I've never been into comics the way some are, but I can certainly understand how an interest in a niche subculture can go from simple admiration to fanboy fanaticism. It's like that old bumper-sticker saying: "God: Please protect me from your followers." Uber-fans give the medium a bad name by, as Wolk says, letting their interests morph into a fetish, thus obscuring the reason that they got into it in the first place: for the love of the characters, the art, and the stories.
Even so, to this day, people talk about "graphic novels" instead of comics when they're trying to be deferential or trying to imply that they're being serious. There's always a bit of a wince and stammer about the term; it plays into comics culture's slightly miserable striving for "acknowledgment" and "respect." It's hard to imagine what kind of cultural capital the American comics industry (and its readership) is convinced that it's due and doesn't already have. Perhaps the comics world has spent so long hating itself that it can't imagine it's not still an underdog. But demanding (or wishing for) a place at the table of high culture is an admission that you don't have one; the way you get a place at the table of high culture is to pull up a chair and say something interesting.

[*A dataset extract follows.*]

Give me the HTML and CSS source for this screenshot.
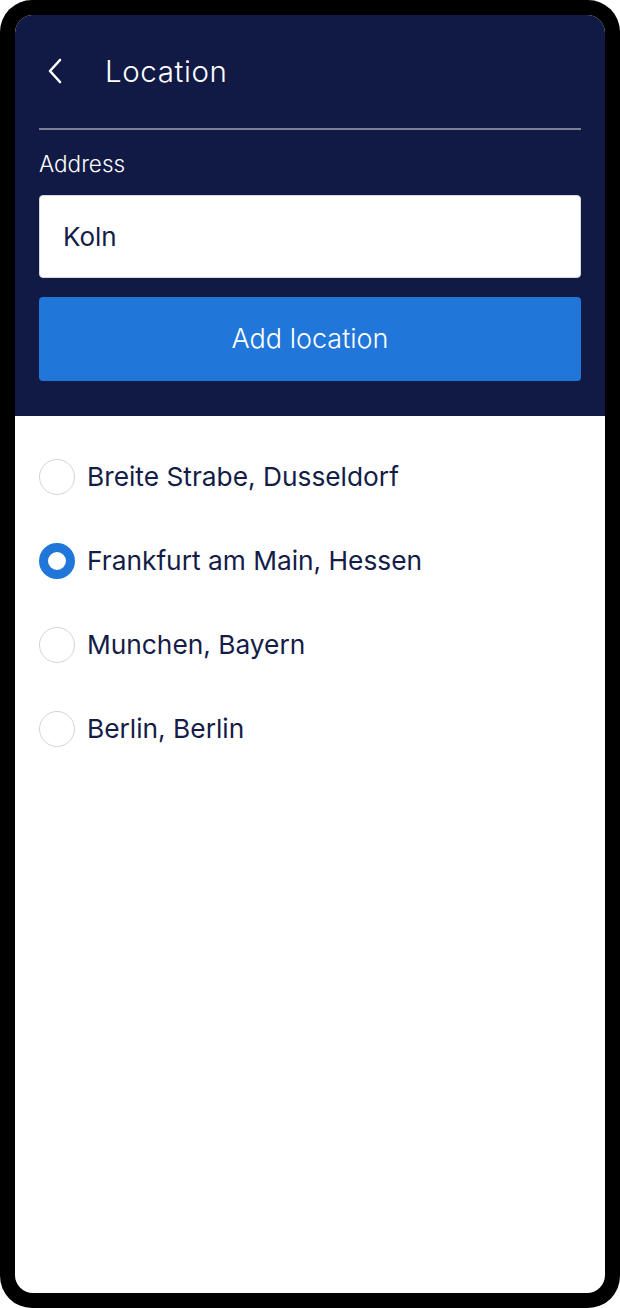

So what do people who are committed to feeling like embattled outsiders do? Fetishize the object that symbolizes their difference from everybody else, naturally. The first wave of comics collectors were trying to preserve the past of their culture -- to rescue the ephemeral pamphlets that made up comics' fragile history from the quick and sure destruction they were intended for. They wanted to hold on to the pleasure their favorite comics gave them, and perhaps to understand how years' worth of stories about particular characters might fit together into a grander narrative than even those stories' creators imagined. There's something honorable about that.